How many lines in the listing below include the word "screenshot"? Reply with the count alone.
________________
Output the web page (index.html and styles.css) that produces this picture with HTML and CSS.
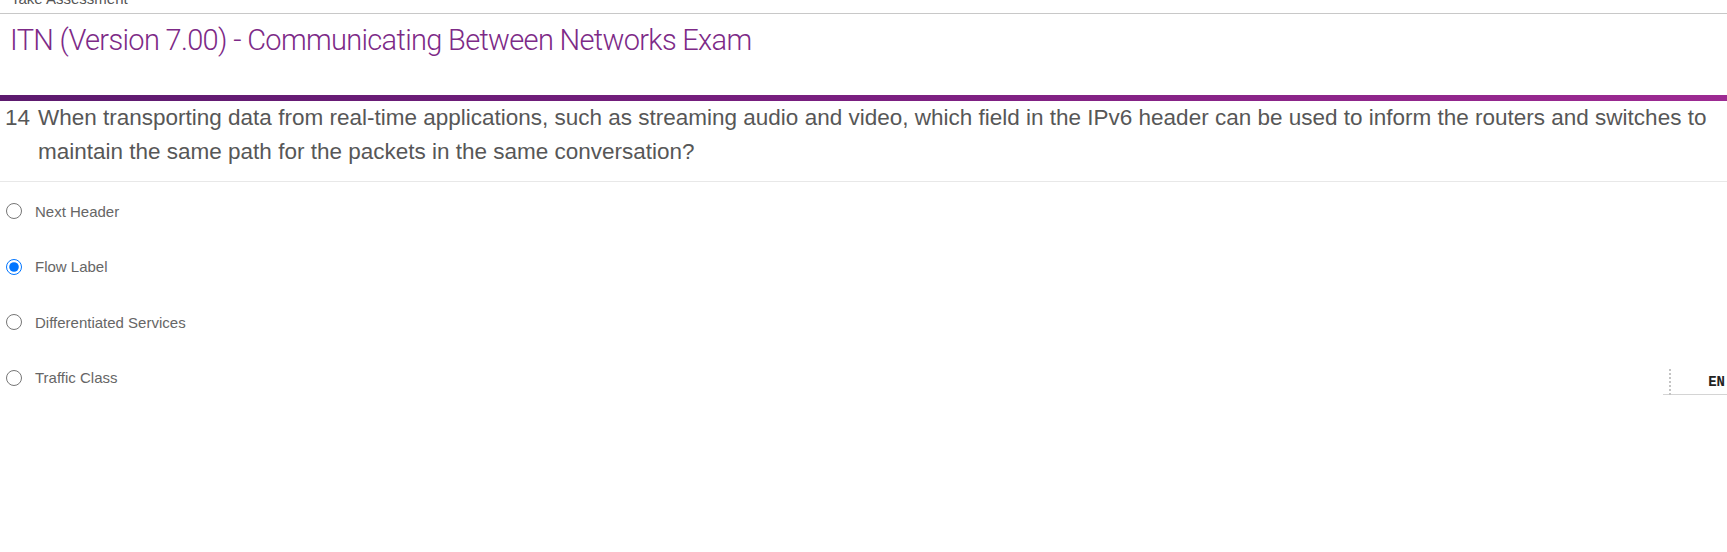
FILE: index.html
```html
<!DOCTYPE html>
<html lang="en">
<head>
<meta charset="utf-8">
<title>Take Assessment</title>
<link rel="stylesheet" href="styles.css">
</head>
<body>
<header class="topbar">
  <span class="topbar-text">Take Assessment</span>
</header>
<div class="title-wrap">
  <h1 class="title">ITN (Version 7.00) - Communicating Between Networks Exam</h1>
</div>
<div class="accent-bar"></div>
<section class="question">
  <span class="q-num">14</span>
  <p class="q-text">When transporting data from real-time applications, such as streaming audio and video, which field in the IPv6 header can be used to inform the routers and switches to maintain the same path for the packets in the same conversation?</p>
</section>
<ul class="options">
  <li class="option"><label><input type="radio" name="q14"><span>Next Header</span></label></li>
  <li class="option"><label><input type="radio" name="q14" checked><span>Flow Label</span></label></li>
  <li class="option"><label><input type="radio" name="q14"><span>Differentiated Services</span></label></li>
  <li class="option"><label><input type="radio" name="q14"><span>Traffic Class</span></label></li>
</ul>
<div class="ime">EN</div>
</body>
</html>
```
FILE: styles.css
```css
html, body {
  margin: 0;
  padding: 0;
  background: #ffffff;
}
body {
  font-family: "Liberation Sans", Arial, sans-serif;
  position: relative;
  width: 1727px;
  height: 552px;
  overflow: hidden;
}
.topbar {
  height: 13px;
  border-bottom: 1px solid #c8c8c8;
  overflow: hidden;
}
.topbar-text {
  display: block;
  margin-top: -9px;
  padding-left: 11px;
  font-size: 15px;
  line-height: 16px;
  color: #555555;
}
.title-wrap {
  height: 81px;
}
.title {
  margin: 0;
  padding: 8px 0 0 10px;
  font-family: Roboto, "Liberation Sans", sans-serif;
  font-weight: 300;
  font-size: 29px;
  letter-spacing: -0.68px;
  line-height: 36px;
  color: #7d2a87;
}
.accent-bar {
  height: 6px;
  background: linear-gradient(to right, #5c1a6e 0%, #7a1f80 50%, #9d2a92 100%);
}
.question {
  display: flex;
  align-items: flex-start;
  padding: 0 12px 0 5px;
  border-bottom: 1px solid #e8e8e8;
  height: 81px;
  box-sizing: border-box;
  color: #575757;
  font-size: 22.5px;
  line-height: 34px;
}
.q-num {
  width: 33px;
  flex: none;
}
.q-text {
  margin: 0;
  flex: 1;
}
.options {
  list-style: none;
  margin: 0;
  padding: 0 0 0 6px;
}
.option {
  height: 55.5px;
}
.option:first-child {
  margin-top: 20px;
}
.option label {
  display: flex;
  align-items: center;
  gap: 13px;
  font-size: 15px;
  color: #666666;
  height: 18px;
}
.option input {
  margin: 0;
  width: 16px;
  height: 16px;
  accent-color: #0075ff;
}
.ime {
  position: absolute;
  left: 1663px;
  top: 368px;
  width: 64px;
  height: 27px;
  border-bottom: 1px solid #d4d4d4;
  font-family: "Liberation Mono", monospace;
  font-size: 14px;
  font-weight: bold;
  line-height: 29px;
  text-align: right;
  padding-right: 2px;
  box-sizing: border-box;
  color: #222;
}
.ime::before {
  content: "";
  position: absolute;
  left: 6px;
  top: 1px;
  height: 26px;
  border-left: 2px dotted #c4c4c4;
}
```
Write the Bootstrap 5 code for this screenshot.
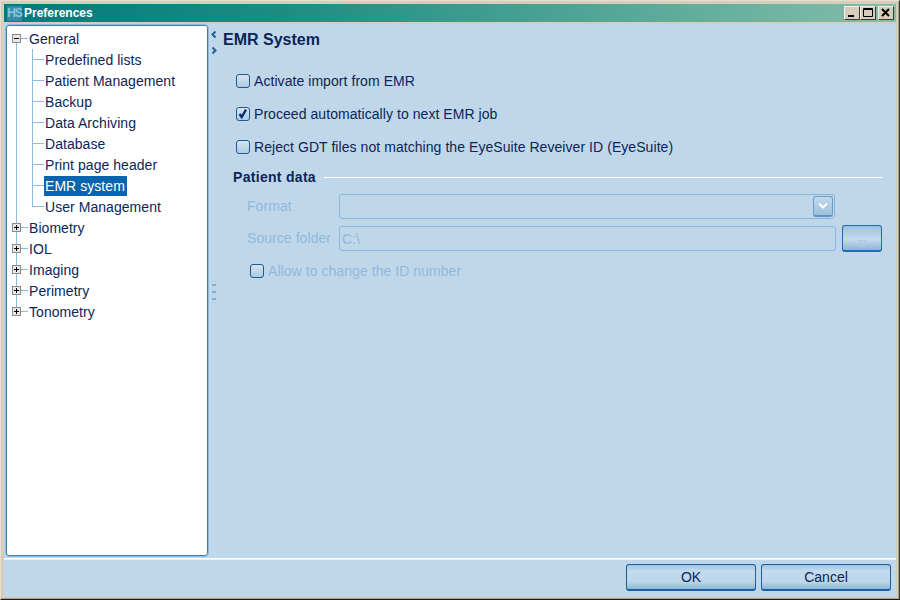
<!DOCTYPE html>
<html lang="en"><head><meta charset="utf-8"><title>Preferences</title>
<link href="https://cdn.jsdelivr.net/npm/bootstrap@5.3.0/dist/css/bootstrap.min.css" rel="stylesheet">
<style>
html,body{margin:0;height:100%;overflow:hidden}
body{font-family:"Liberation Sans",Arial,sans-serif;font-size:14px;color:#0b2559;background:#c0d7ea}
.win{width:900px;height:600px;background:#d6cdbb;border-right:1px solid #3a3a34;border-bottom:1px solid #1c1c18;border-top:1px solid #e6dfd0;border-left:1px solid #e6dfd0;padding:3px 3px 2px 3px;box-shadow:inset -1px -1px 0 #a8a08e}
.titlebar{height:18px;flex:none;background:linear-gradient(90deg,#007a7c 0%,#1b8c82 30%,#85bda9 100%);color:#fff;font-weight:700;font-size:12px;padding-left:3px;margin-bottom:2px}
.hs-logo{width:15px;height:15px;background:#2f8fa8;color:#8fc3dc;font-size:12px;font-weight:700;line-height:15px;text-align:center;letter-spacing:-1px;margin-right:2px}
.wbtn{width:16px;height:14px;background:#d6cdbb;border:1px solid;border-color:#f2eee4 #3d3a33 #3d3a33 #f2eee4;padding:0}
.wbtn svg{display:block;margin:auto}
.wbtn-x{margin:0 2px 0 2px}
.client{flex:1 1 auto;min-height:0;background:#c0d7ea}
.upper{height:535px;flex:none;border-bottom:1px solid #fff;box-shadow:0 1px 0 #e8f1f8}
.treebox{width:202px;flex:none;margin:1px 0 2px 2px;background:#fff;border:1px solid #3f7ea8;outline:1px solid #8fbbdc;border-radius:3px;padding-top:2px;font-size:14px;letter-spacing:.05px}
.node{height:21px;display:flex;align-items:center;background-repeat:no-repeat;white-space:nowrap}
.rootline{background-image:linear-gradient(#8fbbdc,#8fbbdc);background-size:1px 100%;background-position:9px 0}
.rootline-last{background-size:1px 50%;background-position:9px 0}
.rootline-first{background-size:1px 50%;background-position:9px 100%}
.expander{width:9px;height:9px;border:1px solid #8a8a8a;background:#e8e8e8;margin-left:5px;flex:none;display:block}
.hook{width:7px;height:1px;background:#8fbbdc;flex:none}
.hook-c{width:12px;height:1px;background:#8fbbdc;flex:none}
.childnode{padding-left:25px;background-image:linear-gradient(#8fbbdc,#8fbbdc),linear-gradient(#8fbbdc,#8fbbdc);background-size:1px 100%,1px 100%;background-position:9px 0,25px 0}
.childnode.final{background-size:1px 100%,1px 50%}
.childtext{padding:0 1px;line-height:20px}
.selnode{background:#0a63ad;color:#fff;padding:0 2px 0 1px}
.sash{width:15px;flex:none;padding-top:6px;color:#1f63a8}
.sash svg{display:block}
.sash-gap{margin-top:5px}
.sash-dots{margin-top:225px}
.pane{flex:1 1 auto;padding-right:14px;letter-spacing:.06px}
.pane-h{font-size:16px;font-weight:700;margin:5px 0 0 0;line-height:22px;letter-spacing:0}
.opt{height:20px;margin-left:13px;gap:4px}
.opt-a{margin-top:20px}.opt-b{margin-top:13px}.opt-c{margin-top:13px}
.cbox{appearance:none;width:14px;height:14px;flex:none;margin:0;border:1px solid #1d5a95;border-radius:3px;background:linear-gradient(#d6e5f2,#aecbe3)}
.cbox-on{background-image:url("data:image/svg+xml,%3Csvg xmlns='http://www.w3.org/2000/svg' viewBox='0 0 14 14'%3E%3Cpath d='M3 7l2.500 3.500L10.500 2' fill='none' stroke='%230b2f6b' stroke-width='2.800'/%3E%3C/svg%3E"),linear-gradient(#d6e5f2,#aecbe3)}
.grouphead{margin:10px 0 0 10px;height:20px;gap:8px;font-weight:700;letter-spacing:.3px}
.grouphead i{flex:1;height:1px;background:#fff;display:block}
.dis{color:#8fb9dc}
.row-fmt{margin-top:7px;height:25px}
.row-src{margin-top:6px;height:27px}
.row-allow{margin:9px 0 0 27px;height:20px}
.lbl{width:92px;margin-left:24px;flex:none}
.fld{border:1px solid #87b6de;border-radius:3px;background:transparent;color:#8fb9dc;font-size:14px;padding:0 2px;min-width:0;box-shadow:none}
.fld:disabled{background:transparent}
.combo{height:25px;width:496px;flex:none;padding-right:1px}
.inp{height:25px;width:497px;flex:none}
.arrowbtn{width:20px;height:21px;border:1px solid #6ba0cc;border-bottom:2px solid #5c95c6;border-radius:3px;background:linear-gradient(#c2d9ec,#9dc0dd)}
.morebtn{width:40px;height:27px;margin-left:6px;padding:0;border:1px solid #1d6bb0;border-bottom-width:2px;border-radius:3px;background:linear-gradient(#9cc0de,#c4dbee 55%,#8fb7d9);color:#8cb6da;font-size:9px;line-height:22px}
.footer{height:38px;flex:none;padding:5px 5px 0 0;gap:5px}
.dlgbtn{width:130px;height:27px;padding:1px 0 0;font-size:14px;color:#0b2559;border:1px solid #1c5f9e;border-bottom-width:2px;border-radius:3px;background:linear-gradient(#9fc3e0 0,#c4dbee 25%,#bcd6ea 70%,#8db6d8 100%);--bs-btn-hover-bg:#c4dbee}
</style></head><body>
<div class="win d-flex flex-column">
 <div class="titlebar d-flex align-items-center">
  <span class="hs-logo">HS</span><span class="flex-grow-1">Preferences</span>
  <button class="wbtn" aria-label="Minimize"><svg width="14" height="12"><rect x="3" y="8" width="6" height="2" fill="#000"/></svg></button>
  <button class="wbtn" aria-label="Maximize"><svg width="14" height="12"><path d="M2.500 1.500h9v8h-9zM2.500 2.500h9" fill="none" stroke="#000"/></svg></button>
  <button class="wbtn wbtn-x" aria-label="Close"><svg width="14" height="12"><path d="M3 2l7 7M10 2l-7 7" stroke="#000" stroke-width="2"/></svg></button>
 </div>
 <div class="client d-flex flex-column">
  <div class="upper d-flex">
   <div class="treebox">
    <div class="node rootline rootline-first"><span class="expander"><svg width="7" height="7" class="d-block"><path d="M1 3.500h5" stroke="#000"/></svg></span><span class="hook"></span><span class="childtext">General</span></div>
    <div class="node childnode"><span class="hook-c"></span><span class="childtext">Predefined lists</span></div>
    <div class="node childnode"><span class="hook-c"></span><span class="childtext">Patient Management</span></div>
    <div class="node childnode"><span class="hook-c"></span><span class="childtext">Backup</span></div>
    <div class="node childnode"><span class="hook-c"></span><span class="childtext">Data Archiving</span></div>
    <div class="node childnode"><span class="hook-c"></span><span class="childtext">Database</span></div>
    <div class="node childnode"><span class="hook-c"></span><span class="childtext">Print page header</span></div>
    <div class="node childnode"><span class="hook-c"></span><span class="childtext selnode">EMR system</span></div>
    <div class="node childnode final"><span class="hook-c"></span><span class="childtext">User Management</span></div>
    <div class="node rootline"><span class="expander"><svg width="7" height="7" class="d-block"><path d="M1 3.500h5M3.500 1v5" stroke="#000"/></svg></span><span class="hook"></span><span class="childtext">Biometry</span></div>
    <div class="node rootline"><span class="expander"><svg width="7" height="7" class="d-block"><path d="M1 3.500h5M3.500 1v5" stroke="#000"/></svg></span><span class="hook"></span><span class="childtext">IOL</span></div>
    <div class="node rootline"><span class="expander"><svg width="7" height="7" class="d-block"><path d="M1 3.500h5M3.500 1v5" stroke="#000"/></svg></span><span class="hook"></span><span class="childtext">Imaging</span></div>
    <div class="node rootline"><span class="expander"><svg width="7" height="7" class="d-block"><path d="M1 3.500h5M3.500 1v5" stroke="#000"/></svg></span><span class="hook"></span><span class="childtext">Perimetry</span></div>
    <div class="node rootline rootline-last"><span class="expander"><svg width="7" height="7" class="d-block"><path d="M1 3.500h5M3.500 1v5" stroke="#000"/></svg></span><span class="hook"></span><span class="childtext">Tonometry</span></div>
   </div>
   <div class="sash">
    <svg width="14" height="11"><path d="M6.500 1.500L3.500 4.500l3 3" transform="translate(1 0)" fill="none" stroke="#1c5da5" stroke-width="2"/></svg>
    <svg class="sash-gap" width="14" height="11"><path d="M3.500 1.500l3 3-3 3" transform="translate(1 0)" fill="none" stroke="#1c5da5" stroke-width="2"/></svg>
    <svg class="sash-dots" width="14" height="18"><path d="M4 2.500l2 1 2-1M4 9.500l2 1 2-1M4 16.500l2 1 2-1" fill="none" stroke="#3f86c4"/></svg>
   </div>
   <div class="pane">
    <h1 class="pane-h">EMR System</h1>
    <div class="opt opt-a d-flex align-items-center"><input class="cbox" type="checkbox" aria-label="Activate import from EMR"><span>Activate import from EMR</span></div>
    <div class="opt opt-b d-flex align-items-center"><input class="cbox cbox-on" type="checkbox" aria-label="Proceed"><span>Proceed automatically to next EMR job</span></div>
    <div class="opt opt-c d-flex align-items-center"><input class="cbox" type="checkbox" aria-label="Reject"><span>Reject GDT files not matching the EyeSuite Reveiver ID (EyeSuite)</span></div>
    <div class="grouphead d-flex align-items-center"><span>Patient data</span><i></i></div>
    <div class="row-fmt d-flex align-items-center dis"><span class="lbl">Format</span><div class="fld combo d-flex align-items-center justify-content-end"><span class="arrowbtn d-flex align-items-center justify-content-center"><svg width="12" height="10"><path d="M2 2.500l4 4 4-4" fill="none" stroke="#fff" stroke-width="2"/></svg></span></div></div>
    <div class="row-src d-flex align-items-center dis"><span class="lbl">Source folder</span><input class="fld inp" value="C:\" disabled aria-label="Source folder"><button class="morebtn">...</button></div>
    <div class="row-allow d-flex align-items-center dis gap-1"><input class="cbox" type="checkbox" disabled aria-label="Allow"><span>Allow to change the ID number</span></div>
   </div>
  </div>
  <div class="footer d-flex justify-content-end">
   <button class="btn dlgbtn">OK</button><button class="btn dlgbtn">Cancel</button>
  </div>
 </div>
</div>
</body></html>
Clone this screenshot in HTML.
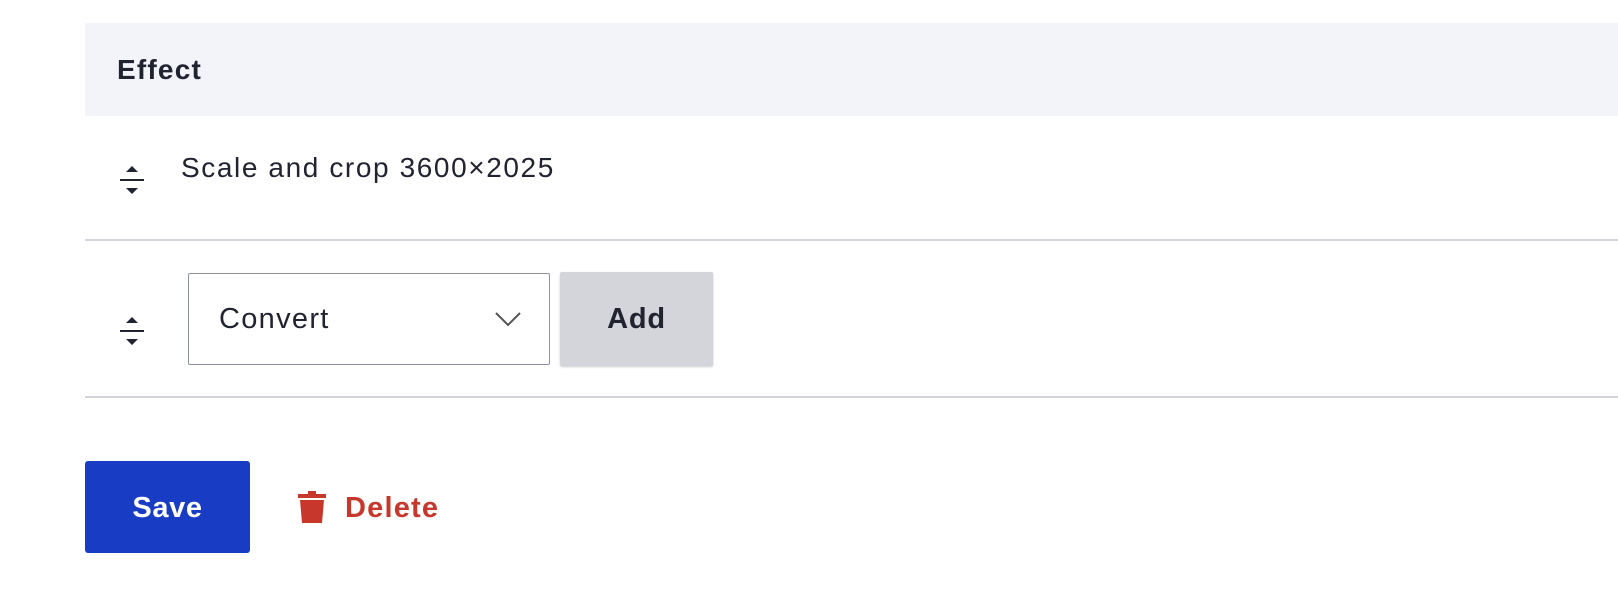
<!DOCTYPE html>
<html><head><style>
body{margin:0;width:1618px;height:590px;background:#fff;font-family:"Liberation Sans",sans-serif;color:#222330;position:relative;overflow:hidden}
.a{position:absolute;white-space:nowrap}
</style></head><body>
<div class="a" style="left:85px;top:23px;width:1533px;height:93px;background:#f3f4f9"></div>
<div class="a" style="left:117px;top:54px;font-size:28px;font-weight:bold;line-height:32px;letter-spacing:1.2px">Effect</div>
<svg class="a" style="left:118px;top:166px" width="28" height="30" viewBox="0 0 28 30"><path d="M8 6h12L14 0z M2 13h24v2H2z M8 22h12l-6 6z" fill="#222330"/></svg>
<div class="a" style="left:181px;top:152px;font-size:28px;line-height:32px;letter-spacing:1.6px">Scale and crop 3600×2025</div>
<div class="a" style="left:85px;top:239px;width:1533px;height:2px;background:#d3d4d9"></div>
<svg class="a" style="left:118px;top:317px" width="28" height="30" viewBox="0 0 28 30"><path d="M8 6h12L14 0z M2 13h24v2H2z M8 22h12l-6 6z" fill="#222330"/></svg>
<div class="a" style="left:188px;top:273px;width:360px;height:90px;border:1.5px solid #8e929c;border-radius:2px"></div>
<div class="a" style="left:219px;top:303px;font-size:29px;line-height:32px;letter-spacing:1.3px">Convert</div>
<svg class="a" style="left:494px;top:310px" width="28" height="18" viewBox="0 0 28 18"><path d="M2 3l12 12 12-12" fill="none" stroke="#555" stroke-width="2"/></svg>
<div class="a" style="left:560px;top:272px;width:153px;height:94px;background:#d4d5da;border-radius:2px;box-shadow:0 1px 2px rgba(0,0,0,.2)"></div>
<div class="a" style="left:560px;top:303px;width:153px;text-align:center;font-size:29px;font-weight:bold;line-height:32px;letter-spacing:0.8px">Add</div>
<div class="a" style="left:85px;top:396px;width:1533px;height:2px;background:#d3d4d9"></div>
<div class="a" style="left:85px;top:461px;width:165px;height:92px;background:#193cc5;border-radius:3px"></div>
<div class="a" style="left:85px;top:492px;width:165px;text-align:center;font-size:29px;font-weight:bold;color:#fff;line-height:32px;letter-spacing:0.6px">Save</div>
<svg class="a" style="left:297px;top:490px" width="30" height="34" viewBox="0 0 30 34"><path d="M11 1h8v3h10v4H1V4h10z M3 10h24l-2 23H5z" fill="#c7372c"/></svg>
<div class="a" style="left:345px;top:492px;font-size:29px;font-weight:bold;color:#c7372c;line-height:32px;letter-spacing:1.2px">Delete</div>
</body></html>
________________
◆ Task answer:
2